What needs to be done:
Leaving out every picture, quote the data below exactly as it appears.

|---|

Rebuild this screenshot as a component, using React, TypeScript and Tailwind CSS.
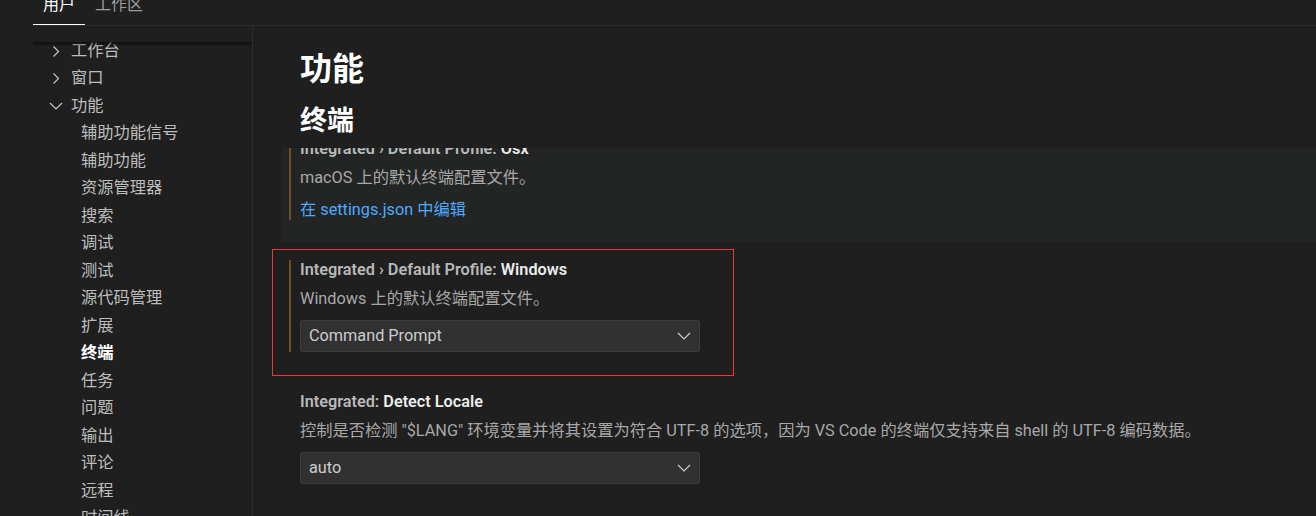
import React from 'react';

type TocItem = {
  label: string;
  level: 0 | 1;
  expanded?: boolean;
  active?: boolean;
};

const tocItems: TocItem[] = [
  { label: '工作台', level: 0, expanded: false },
  { label: '窗口', level: 0, expanded: false },
  { label: '功能', level: 0, expanded: true },
  { label: '辅助功能信号', level: 1 },
  { label: '辅助功能', level: 1 },
  { label: '资源管理器', level: 1 },
  { label: '搜索', level: 1 },
  { label: '调试', level: 1 },
  { label: '测试', level: 1 },
  { label: '源代码管理', level: 1 },
  { label: '扩展', level: 1 },
  { label: '终端', level: 1, active: true },
  { label: '任务', level: 1 },
  { label: '问题', level: 1 },
  { label: '输出', level: 1 },
  { label: '评论', level: 1 },
  { label: '远程', level: 1 },
  { label: '时间线', level: 1 },
];

const ChevronRight = () => (
  <svg width="16" height="16" viewBox="0 0 16 16" fill="none">
    <path d="M5.5 3.5L10.5 8.5L5.5 13.5" stroke="#c5c5c5" strokeWidth="1.2" />
  </svg>
);

const ChevronDown = ({ color = '#c5c5c5' }: { color?: string }) => (
  <svg width="16" height="16" viewBox="0 0 16 16" fill="none">
    <path d="M2 5L8 11L14 5" stroke={color} strokeWidth="1.2" />
  </svg>
);

// Settings tree on the left
const Toc = () => (
  <div className="relative w-[220px] flex-none border-r border-[#2b2b2b] pt-[11px] overflow-hidden">
    {/* scroll shadow */}
    <div className="absolute left-0 right-0 top-[16px] h-[5px] bg-gradient-to-b from-black/50 to-transparent" />
    {tocItems.map((item) => (
      <div
        key={item.label}
        className={
          'flex items-center h-[27.5px] text-[16.25px] ' +
          (item.level === 0 ? 'pl-[15px]' : 'pl-[48px]')
        }
      >
        {item.level === 0 && (
          <span className="flex w-4 h-4 mr-[7px]">
            {item.expanded ? <ChevronDown /> : <ChevronRight />}
          </span>
        )}
        <span
          className={
            item.active ? 'text-white font-semibold' : 'text-[#bdbdbd]'
          }
        >
          {item.label}
        </span>
      </div>
    ))}
  </div>
);

const Select = ({ value }: { value: string }) => (
  <div className="flex items-center justify-between w-[400px] h-[32px] bg-[#313131] border border-[#3c3c3c] rounded-[2px] pl-[8px] pr-[7px]">
    <span className="text-[16.25px] text-[#cccccc]">{value}</span>
    <ChevronDown color="#cccccc" />
  </div>
);

type SettingProps = {
  category: string;
  name: string;
  modified?: boolean;
  hovered?: boolean;
  outlined?: boolean;
  children: React.ReactNode;
};

const SettingItem = ({ category, name, modified, hovered, outlined, children }: SettingProps) => (
  <div className={'relative pl-[7px] pt-[18px] pb-[22px] ' + (hovered ? 'bg-[#232524]' : '')}>
    {outlined && (
      <div className="absolute left-[-10px] top-[7px] w-[462px] h-[127px] border border-[#e8383a]" />
    )}
    <div
      className={
        'pl-[9px] border-l-2 ' + (modified ? 'border-[#6e5221]' : 'border-transparent')
      }
    >
      <div className="h-[18px] leading-[20px] text-[16.25px] font-semibold whitespace-nowrap">
        <span className="text-[#b9b9b9]">{category}</span>{' '}
        <span className="text-[#ececec]">{name}</span>
      </div>
      {children}
    </div>
  </div>
);

const Description = ({ text }: { text: string }) => (
  <div className="mt-[11px] h-[20px] leading-[20px] text-[16.25px] text-[#a8a8a8] whitespace-nowrap">
    {text}
  </div>
);

export default function App() {
  return (
    <div className="w-[1316px] h-[516px] bg-[#1f1f1f] overflow-hidden flex flex-col pl-[33px] font-['Roboto','Noto_Sans_CJK_SC',sans-serif]">
      {/* scope tabs */}
      <div className="flex h-[26px] flex-none border-b border-[#2b2b2b]">
        <div className="px-[10px] h-[25px] border-b border-white">
          <div className="-mt-[3px] leading-[16px] text-[16px] text-white">用户</div>
        </div>
        <div className="px-[10px] h-[25px]">
          <div className="-mt-[3px] leading-[16px] text-[16px] text-[#9d9d9d]">工作区</div>
        </div>
      </div>

      <div className="flex flex-1 min-h-0">
        <Toc />

        <div className="flex flex-col flex-1 min-w-0">
          {/* sticky group header */}
          <div className="flex-none h-[122px] pt-[23px] pl-[47px] text-white font-bold">
            <div className="text-[32px] leading-[40px]">功能</div>
            <div className="mt-[15px] text-[27px] leading-[34px]">终端</div>
          </div>

          {/* scrolled settings list */}
          <div className="flex-1 min-h-0 overflow-hidden pl-[29px]">
            <div className="-mt-[27px]">
              <SettingItem category="Integrated › Default Profile:" name="Osx" modified hovered>
                <Description text="macOS 上的默认终端配置文件。" />
                <div className="mt-[12px] h-[20px] leading-[20px] text-[16.25px] text-[#4daafc]">
                  在 settings.json 中编辑
                </div>
              </SettingItem>

              <div className="w-[452px]">
                <SettingItem category="Integrated › Default Profile:" name="Windows" modified outlined>
                  <Description text="Windows 上的默认终端配置文件。" />
                  <div className="mt-[11px]">
                    <Select value="Command Prompt" />
                  </div>
                </SettingItem>
              </div>

              <SettingItem category="Integrated:" name="Detect Locale">
                <Description text='控制是否检测 "$LANG" 环境变量并将其设置为符合 UTF-8 的选项，因为 VS Code 的终端仅支持来自 shell 的 UTF-8 编码数据。' />
                <div className="mt-[11px]">
                  <Select value="auto" />
                </div>
              </SettingItem>
            </div>
          </div>
        </div>
      </div>
    </div>
  );
}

|---|

Written solution:
Rebuild this screenshot as a component, using React, TypeScript and Tailwind CSS.
import React from 'react';

type TocItem = {
  label: string;
  level: 0 | 1;
  expanded?: boolean;
  active?: boolean;
};

const tocItems: TocItem[] = [
  { label: '工作台', level: 0, expanded: false },
  { label: '窗口', level: 0, expanded: false },
  { label: '功能', level: 0, expanded: true },
  { label: '辅助功能信号', level: 1 },
  { label: '辅助功能', level: 1 },
  { label: '资源管理器', level: 1 },
  { label: '搜索', level: 1 },
  { label: '调试', level: 1 },
  { label: '测试', level: 1 },
  { label: '源代码管理', level: 1 },
  { label: '扩展', level: 1 },
  { label: '终端', level: 1, active: true },
  { label: '任务', level: 1 },
  { label: '问题', level: 1 },
  { label: '输出', level: 1 },
  { label: '评论', level: 1 },
  { label: '远程', level: 1 },
  { label: '时间线', level: 1 },
];

const ChevronRight = () => (
  <svg width="16" height="16" viewBox="0 0 16 16" fill="none">
    <path d="M5.5 3.5L10.5 8.5L5.5 13.5" stroke="#c5c5c5" strokeWidth="1.2" />
  </svg>
);

const ChevronDown = ({ color = '#c5c5c5' }: { color?: string }) => (
  <svg width="16" height="16" viewBox="0 0 16 16" fill="none">
    <path d="M2 5L8 11L14 5" stroke={color} strokeWidth="1.2" />
  </svg>
);

// Settings tree on the left
const Toc = () => (
  <div className="relative w-[220px] flex-none border-r border-[#2b2b2b] pt-[11px] overflow-hidden">
    {/* scroll shadow */}
    <div className="absolute left-0 right-0 top-[16px] h-[5px] bg-gradient-to-b from-black/50 to-transparent" />
    {tocItems.map((item) => (
      <div
        key={item.label}
        className={
          'flex items-center h-[27.5px] text-[16.25px] ' +
          (item.level === 0 ? 'pl-[15px]' : 'pl-[48px]')
        }
      >
        {item.level === 0 && (
          <span className="flex w-4 h-4 mr-[7px]">
            {item.expanded ? <ChevronDown /> : <ChevronRight />}
          </span>
        )}
        <span
          className={
            item.active ? 'text-white font-semibold' : 'text-[#bdbdbd]'
          }
        >
          {item.label}
        </span>
      </div>
    ))}
  </div>
);

const Select = ({ value }: { value: string }) => (
  <div className="flex items-center justify-between w-[400px] h-[32px] bg-[#313131] border border-[#3c3c3c] rounded-[2px] pl-[8px] pr-[7px]">
    <span className="text-[16.25px] text-[#cccccc]">{value}</span>
    <ChevronDown color="#cccccc" />
  </div>
);

type SettingProps = {
  category: string;
  name: string;
  modified?: boolean;
  hovered?: boolean;
  outlined?: boolean;
  children: React.ReactNode;
};

const SettingItem = ({ category, name, modified, hovered, outlined, children }: SettingProps) => (
  <div className={'relative pl-[7px] pt-[18px] pb-[22px] ' + (hovered ? 'bg-[#232524]' : '')}>
    {outlined && (
      <div className="absolute left-[-10px] top-[7px] w-[462px] h-[127px] border border-[#e8383a]" />
    )}
    <div
      className={
        'pl-[9px] border-l-2 ' + (modified ? 'border-[#6e5221]' : 'border-transparent')
      }
    >
      <div className="h-[18px] leading-[20px] text-[16.25px] font-semibold whitespace-nowrap">
        <span className="text-[#b9b9b9]">{category}</span>{' '}
        <span className="text-[#ececec]">{name}</span>
      </div>
      {children}
    </div>
  </div>
);

const Description = ({ text }: { text: string }) => (
  <div className="mt-[11px] h-[20px] leading-[20px] text-[16.25px] text-[#a8a8a8] whitespace-nowrap">
    {text}
  </div>
);

export default function App() {
  return (
    <div className="w-[1316px] h-[516px] bg-[#1f1f1f] overflow-hidden flex flex-col pl-[33px] font-['Roboto','Noto_Sans_CJK_SC',sans-serif]">
      {/* scope tabs */}
      <div className="flex h-[26px] flex-none border-b border-[#2b2b2b]">
        <div className="px-[10px] h-[25px] border-b border-white">
          <div className="-mt-[3px] leading-[16px] text-[16px] text-white">用户</div>
        </div>
        <div className="px-[10px] h-[25px]">
          <div className="-mt-[3px] leading-[16px] text-[16px] text-[#9d9d9d]">工作区</div>
        </div>
      </div>

      <div className="flex flex-1 min-h-0">
        <Toc />

        <div className="flex flex-col flex-1 min-w-0">
          {/* sticky group header */}
          <div className="flex-none h-[122px] pt-[23px] pl-[47px] text-white font-bold">
            <div className="text-[32px] leading-[40px]">功能</div>
            <div className="mt-[15px] text-[27px] leading-[34px]">终端</div>
          </div>

          {/* scrolled settings list */}
          <div className="flex-1 min-h-0 overflow-hidden pl-[29px]">
            <div className="-mt-[27px]">
              <SettingItem category="Integrated › Default Profile:" name="Osx" modified hovered>
                <Description text="macOS 上的默认终端配置文件。" />
                <div className="mt-[12px] h-[20px] leading-[20px] text-[16.25px] text-[#4daafc]">
                  在 settings.json 中编辑
                </div>
              </SettingItem>

              <div className="w-[452px]">
                <SettingItem category="Integrated › Default Profile:" name="Windows" modified outlined>
                  <Description text="Windows 上的默认终端配置文件。" />
                  <div className="mt-[11px]">
                    <Select value="Command Prompt" />
                  </div>
                </SettingItem>
              </div>

              <SettingItem category="Integrated:" name="Detect Locale">
                <Description text='控制是否检测 "$LANG" 环境变量并将其设置为符合 UTF-8 的选项，因为 VS Code 的终端仅支持来自 shell 的 UTF-8 编码数据。' />
                <div className="mt-[11px]">
                  <Select value="auto" />
                </div>
              </SettingItem>
            </div>
          </div>
        </div>
      </div>
    </div>
  );
}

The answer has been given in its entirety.